往大了说,物理学若想追求大一统,那么必然离不开数学语言的大一统。往小了说,在比较统一的数学语言基础上阅读不同分支的物理书,你很容易找到事半功倍的经验。特别是近世物理,往往是理论物理学家使用一种数学形式在一个领域中获得了成功之后,又应用于另一领域而做出来的。一门一门地学这些物理,要学完了才看见;学好数学之后再学物理,不仅很快看见,还能激发你进行新的创造。让你更快地成为主动探索者——这也是高等教育的目标。

五、

很多面向物理系学生的“数学物理方法”课本,是anti-mathematics的。它们不过是一个稍微扩大了的“数学准备”,是“会算就行”邪教产物。因此我不建议纯洁的化学专业学生找这类书来学习数学。

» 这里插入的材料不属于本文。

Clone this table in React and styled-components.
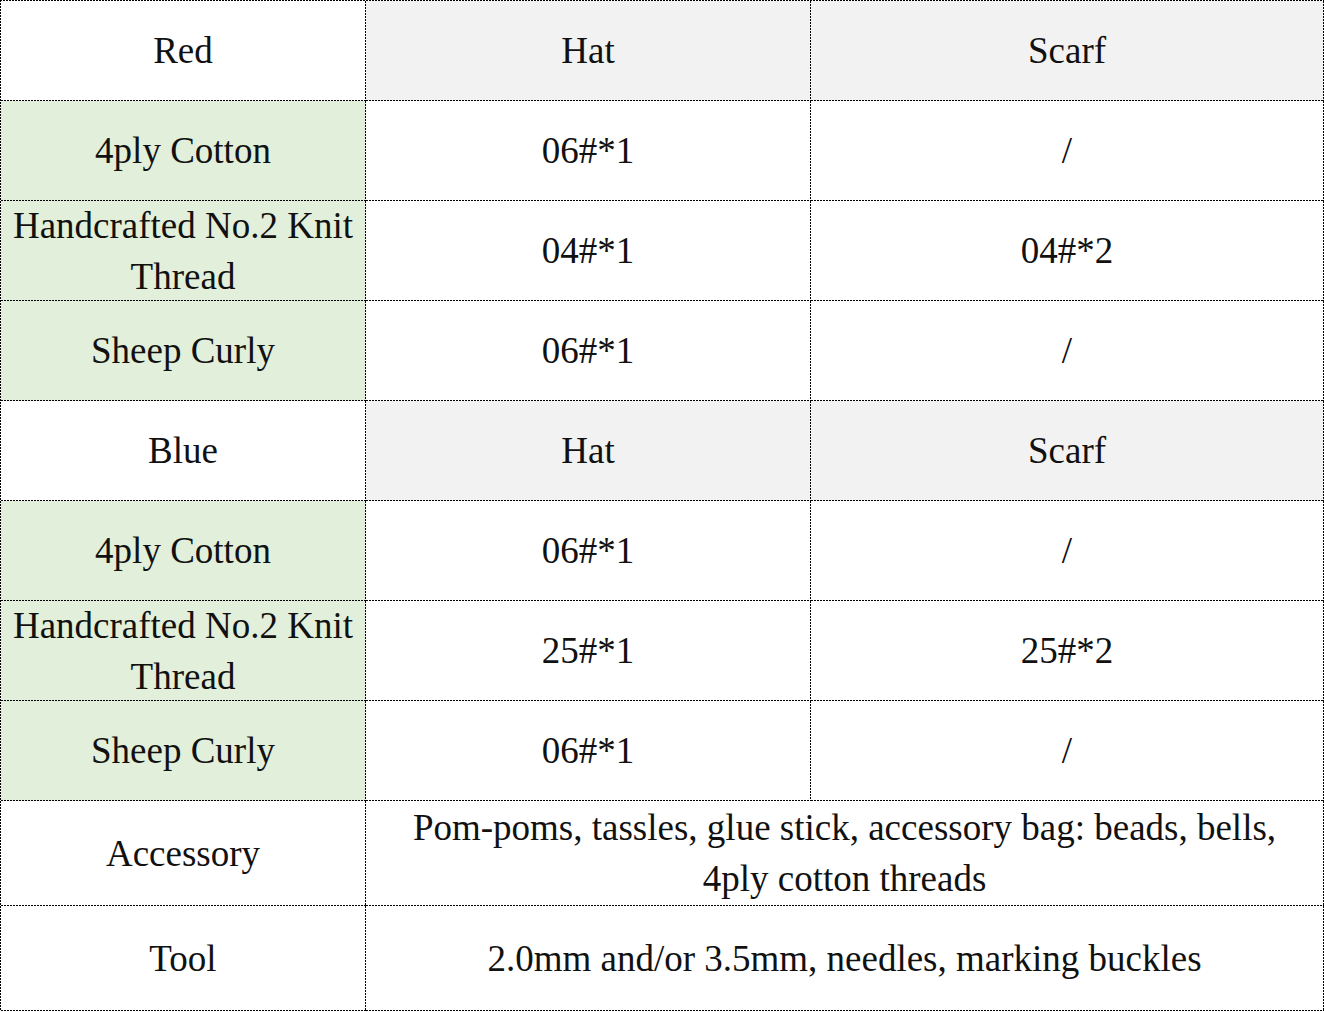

但除了一本:

Sadri Hassani (2003), Mathematical Physics: A Modern Introduction to Its Foundations, 2nd ed., Springer

我主要是看这本书的第一版,但第二版值得替换。因为第二版稍微加强了集合论,而且印刷好看了些。这本书的副标题中的“Modern”和“Foundation”,基本标志了它与其他“会算就行”型数学物理方法教材的本质区别。一本巨厚的书,也几乎以coherent的方式把数学的大面积内容覆盖了。这在某种意义上,是适合作为first course的,但在另一些意义上又特别不适合。比如,它应该是你碰到的第一本数学书。但它太厚了,这又当然不是你第一本看完的数学书。也许它更适合用first crush形容吧。

这本书在初学时帮到我的方面包括:1)前面说的coherent。在我初学的时候,我还不知道,这种统一本来就是近世数学的特点,因此是开了眼界的。我想也许很多化学专业的同学跟我一样也需要在一开始就打开这种眼界。2)该书的bibliography让我知道了更多经典的数学书。而且尝到甜头之后,我看其他数学书的时候也经常翻它们的bibliography,试图发现更多更早的经典,因此我很快知道了大量“第一本书”。3)该书的侧注,也成了我看其他数学书时的侧注方法。特别,不以“引理、定理、定义……”的形式写成的,而是把定义和定理藏在了字里行间的数学书或段落,特别需要侧注。

而其余时候,这本书的不同章节更多地是在我后面的需要学习当中的first reference。

可见,这本书有很多不同的“first”的意义。因此就算它厚得不行,也在此先介绍了。

这是我去打印店打印装订完的纸版。当年我还没有Surface Pro也没有iPad Pro,电子版不方便学习。但是纸版实在太重了,不耐重复翻阅,现在它们都快脱胶了。有了平板终端之后,我,就很少翻它们了。